» **EXERCISE DIRECTIONS**: Isolate every line in the data with the string "size" and copy it.

» **DATA**:
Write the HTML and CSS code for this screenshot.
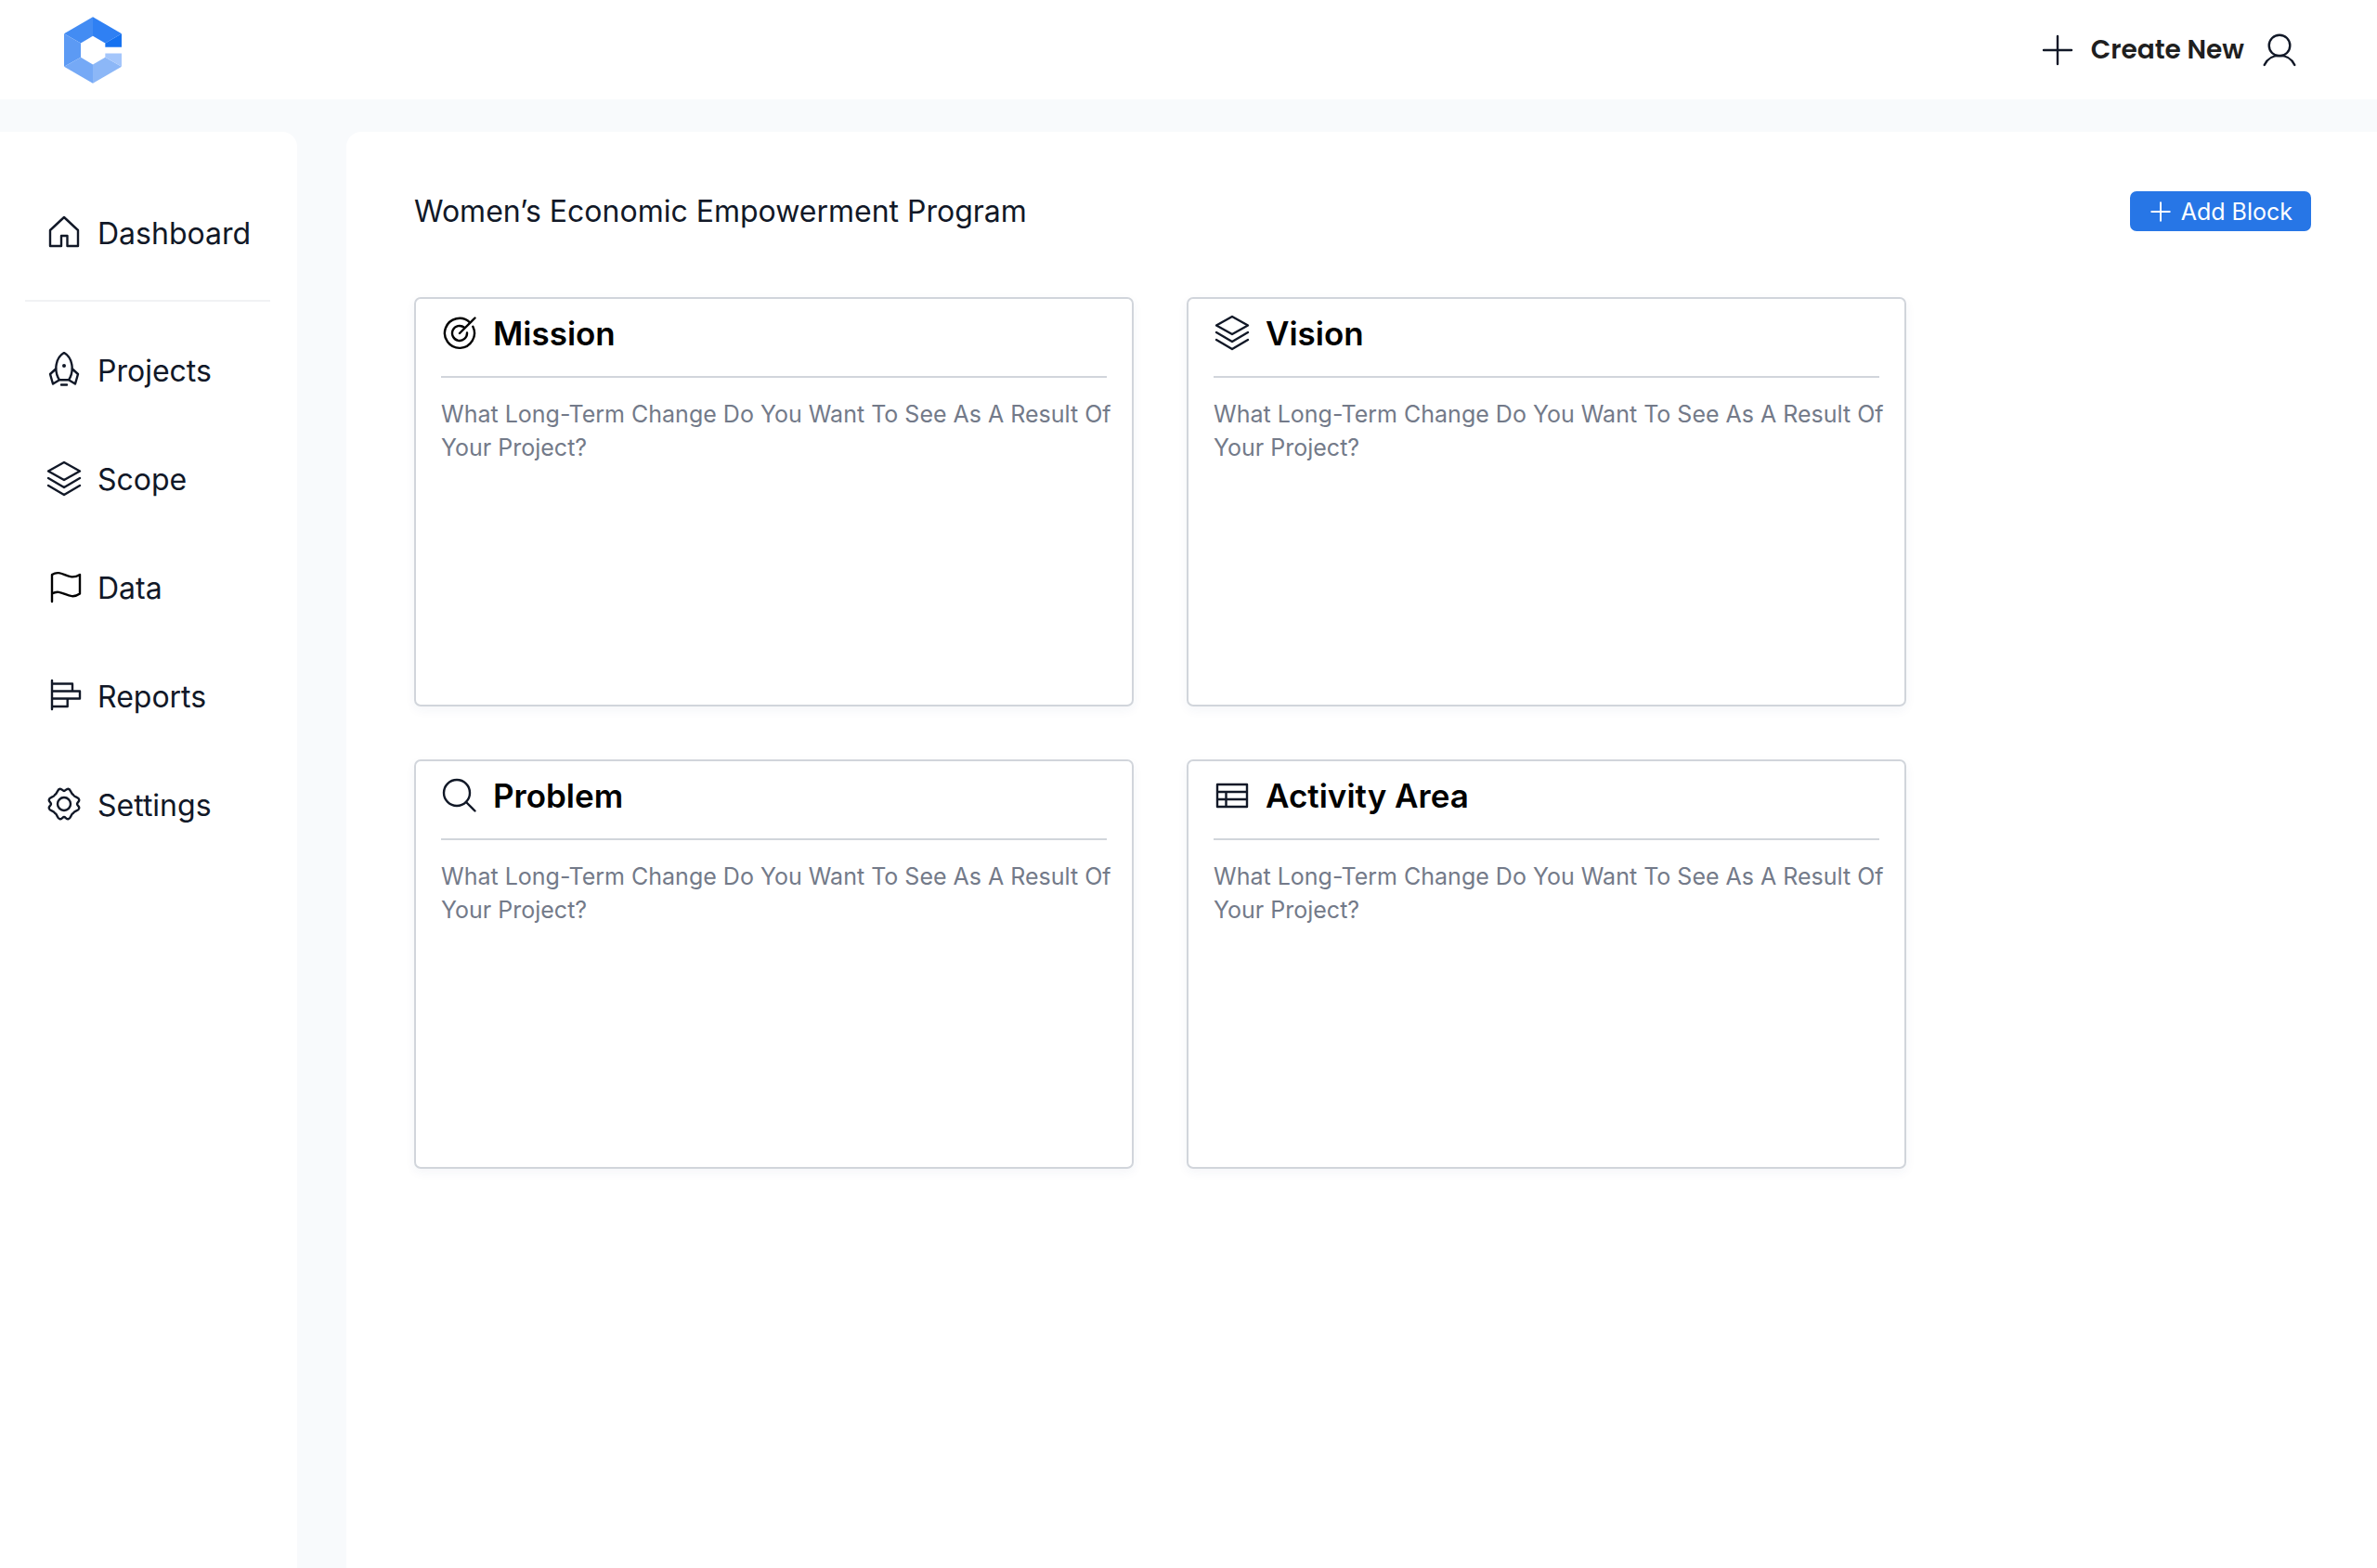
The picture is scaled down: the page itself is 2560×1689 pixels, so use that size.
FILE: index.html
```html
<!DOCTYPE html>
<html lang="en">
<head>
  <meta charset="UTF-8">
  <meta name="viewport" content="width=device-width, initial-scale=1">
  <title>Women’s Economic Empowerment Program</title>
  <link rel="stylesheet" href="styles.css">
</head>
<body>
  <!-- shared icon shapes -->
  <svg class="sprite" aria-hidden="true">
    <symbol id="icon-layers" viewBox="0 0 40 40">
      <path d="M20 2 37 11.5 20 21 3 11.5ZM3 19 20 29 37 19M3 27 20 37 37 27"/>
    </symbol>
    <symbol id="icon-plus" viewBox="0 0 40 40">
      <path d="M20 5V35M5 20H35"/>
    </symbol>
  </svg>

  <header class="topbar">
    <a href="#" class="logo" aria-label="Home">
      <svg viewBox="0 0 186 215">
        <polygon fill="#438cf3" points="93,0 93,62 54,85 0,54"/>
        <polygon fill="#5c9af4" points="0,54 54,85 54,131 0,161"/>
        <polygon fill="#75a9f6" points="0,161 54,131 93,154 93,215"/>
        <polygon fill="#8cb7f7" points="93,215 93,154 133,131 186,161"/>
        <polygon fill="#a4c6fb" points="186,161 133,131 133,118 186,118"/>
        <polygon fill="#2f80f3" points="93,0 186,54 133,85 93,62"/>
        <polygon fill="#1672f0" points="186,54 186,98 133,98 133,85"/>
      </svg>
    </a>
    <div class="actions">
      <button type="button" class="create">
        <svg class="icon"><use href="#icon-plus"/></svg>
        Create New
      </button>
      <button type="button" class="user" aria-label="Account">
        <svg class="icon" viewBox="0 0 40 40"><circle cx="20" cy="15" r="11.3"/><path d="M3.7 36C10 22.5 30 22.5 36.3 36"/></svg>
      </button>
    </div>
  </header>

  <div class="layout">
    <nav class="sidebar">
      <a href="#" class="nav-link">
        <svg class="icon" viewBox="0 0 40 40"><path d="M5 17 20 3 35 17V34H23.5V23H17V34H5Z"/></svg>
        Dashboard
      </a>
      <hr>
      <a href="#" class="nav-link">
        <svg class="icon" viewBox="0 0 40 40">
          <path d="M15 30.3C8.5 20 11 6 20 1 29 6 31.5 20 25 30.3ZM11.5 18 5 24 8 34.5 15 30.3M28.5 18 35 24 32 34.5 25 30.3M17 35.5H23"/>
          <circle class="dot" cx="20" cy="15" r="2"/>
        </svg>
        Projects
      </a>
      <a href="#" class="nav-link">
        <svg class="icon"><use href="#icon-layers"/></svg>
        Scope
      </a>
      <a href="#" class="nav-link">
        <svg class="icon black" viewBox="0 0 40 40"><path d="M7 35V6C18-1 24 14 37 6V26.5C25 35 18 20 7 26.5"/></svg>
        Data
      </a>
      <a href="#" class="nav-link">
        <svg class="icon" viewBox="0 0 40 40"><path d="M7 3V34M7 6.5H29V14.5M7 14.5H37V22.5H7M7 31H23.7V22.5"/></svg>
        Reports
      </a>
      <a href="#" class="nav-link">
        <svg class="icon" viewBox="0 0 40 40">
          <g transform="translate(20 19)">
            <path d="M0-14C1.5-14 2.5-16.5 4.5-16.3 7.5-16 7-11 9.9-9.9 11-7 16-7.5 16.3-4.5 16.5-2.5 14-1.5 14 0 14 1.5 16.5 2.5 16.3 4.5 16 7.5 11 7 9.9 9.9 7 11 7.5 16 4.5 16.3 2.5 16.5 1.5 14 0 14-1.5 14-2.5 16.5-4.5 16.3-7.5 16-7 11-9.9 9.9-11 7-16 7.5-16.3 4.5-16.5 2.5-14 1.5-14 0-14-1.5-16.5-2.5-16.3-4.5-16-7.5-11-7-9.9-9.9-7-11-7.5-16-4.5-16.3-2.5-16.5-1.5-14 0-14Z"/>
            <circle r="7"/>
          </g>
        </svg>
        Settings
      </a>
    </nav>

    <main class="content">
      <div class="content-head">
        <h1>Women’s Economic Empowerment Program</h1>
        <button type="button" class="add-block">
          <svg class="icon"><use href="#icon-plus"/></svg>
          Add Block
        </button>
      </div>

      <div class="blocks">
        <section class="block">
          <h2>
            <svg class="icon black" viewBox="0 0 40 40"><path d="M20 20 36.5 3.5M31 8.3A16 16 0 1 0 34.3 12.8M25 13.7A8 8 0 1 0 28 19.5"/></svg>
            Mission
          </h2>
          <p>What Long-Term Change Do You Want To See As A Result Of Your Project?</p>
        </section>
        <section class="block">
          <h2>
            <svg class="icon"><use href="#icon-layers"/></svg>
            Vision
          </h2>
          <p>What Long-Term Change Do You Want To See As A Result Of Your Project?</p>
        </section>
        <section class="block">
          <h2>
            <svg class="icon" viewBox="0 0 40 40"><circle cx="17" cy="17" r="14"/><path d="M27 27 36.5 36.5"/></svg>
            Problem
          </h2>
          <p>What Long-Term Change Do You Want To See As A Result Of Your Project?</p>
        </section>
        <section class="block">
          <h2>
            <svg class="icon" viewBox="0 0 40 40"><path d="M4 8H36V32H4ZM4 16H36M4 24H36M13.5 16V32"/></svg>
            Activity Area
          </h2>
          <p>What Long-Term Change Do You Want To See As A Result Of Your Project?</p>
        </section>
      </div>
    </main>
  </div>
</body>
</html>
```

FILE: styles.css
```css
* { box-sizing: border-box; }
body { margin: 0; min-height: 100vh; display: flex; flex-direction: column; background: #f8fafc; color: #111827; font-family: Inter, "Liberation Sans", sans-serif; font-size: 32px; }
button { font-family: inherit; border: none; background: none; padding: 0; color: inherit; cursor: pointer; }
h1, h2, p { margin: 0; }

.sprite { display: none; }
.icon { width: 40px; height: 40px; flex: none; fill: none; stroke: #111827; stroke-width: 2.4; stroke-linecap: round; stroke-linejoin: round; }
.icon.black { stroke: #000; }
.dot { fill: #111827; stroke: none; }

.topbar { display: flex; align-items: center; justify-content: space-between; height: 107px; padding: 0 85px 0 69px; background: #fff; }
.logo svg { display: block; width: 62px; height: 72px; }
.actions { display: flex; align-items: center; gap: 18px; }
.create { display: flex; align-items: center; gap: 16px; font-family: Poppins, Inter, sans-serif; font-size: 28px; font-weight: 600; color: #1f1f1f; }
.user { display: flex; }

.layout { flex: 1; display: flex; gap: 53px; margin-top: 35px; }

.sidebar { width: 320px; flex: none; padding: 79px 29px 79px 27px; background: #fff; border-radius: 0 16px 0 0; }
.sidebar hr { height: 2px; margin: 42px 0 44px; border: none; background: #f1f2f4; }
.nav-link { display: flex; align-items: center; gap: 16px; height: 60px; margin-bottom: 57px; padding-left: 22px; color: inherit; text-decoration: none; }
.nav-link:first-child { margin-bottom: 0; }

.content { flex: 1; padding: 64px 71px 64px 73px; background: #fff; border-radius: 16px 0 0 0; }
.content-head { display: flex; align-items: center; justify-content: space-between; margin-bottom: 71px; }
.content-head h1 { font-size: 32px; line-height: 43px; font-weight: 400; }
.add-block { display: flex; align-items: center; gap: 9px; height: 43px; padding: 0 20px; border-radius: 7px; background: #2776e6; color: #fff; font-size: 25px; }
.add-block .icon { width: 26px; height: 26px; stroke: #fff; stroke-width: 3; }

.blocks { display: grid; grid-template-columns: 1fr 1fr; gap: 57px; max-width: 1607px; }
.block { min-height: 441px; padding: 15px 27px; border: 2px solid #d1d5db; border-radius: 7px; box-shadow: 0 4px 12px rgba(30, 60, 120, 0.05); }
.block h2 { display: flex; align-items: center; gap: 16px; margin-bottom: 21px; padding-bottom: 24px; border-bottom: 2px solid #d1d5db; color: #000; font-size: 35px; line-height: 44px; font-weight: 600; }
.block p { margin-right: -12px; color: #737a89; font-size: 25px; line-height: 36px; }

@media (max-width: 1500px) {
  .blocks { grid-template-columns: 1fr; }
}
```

» **WRITTEN RESPONSE**:
The picture is scaled down: the page itself is 2560×1689 pixels, so use that size.
body { margin: 0; min-height: 100vh; display: flex; flex-direction: column; background: #f8fafc; color: #111827; font-family: Inter, "Liberation Sans", sans-serif; font-size: 32px; }
.create { display: flex; align-items: center; gap: 16px; font-family: Poppins, Inter, sans-serif; font-size: 28px; font-weight: 600; color: #1f1f1f; }
.content-head h1 { font-size: 32px; line-height: 43px; font-weight: 400; }
.add-block { display: flex; align-items: center; gap: 9px; height: 43px; padding: 0 20px; border-radius: 7px; background: #2776e6; color: #fff; font-size: 25px; }
.block h2 { display: flex; align-items: center; gap: 16px; margin-bottom: 21px; padding-bottom: 24px; border-bottom: 2px solid #d1d5db; color: #000; font-size: 35px; line-height: 44px; font-weight: 600; }
.block p { margin-right: -12px; color: #737a89; font-size: 25px; line-height: 36px; }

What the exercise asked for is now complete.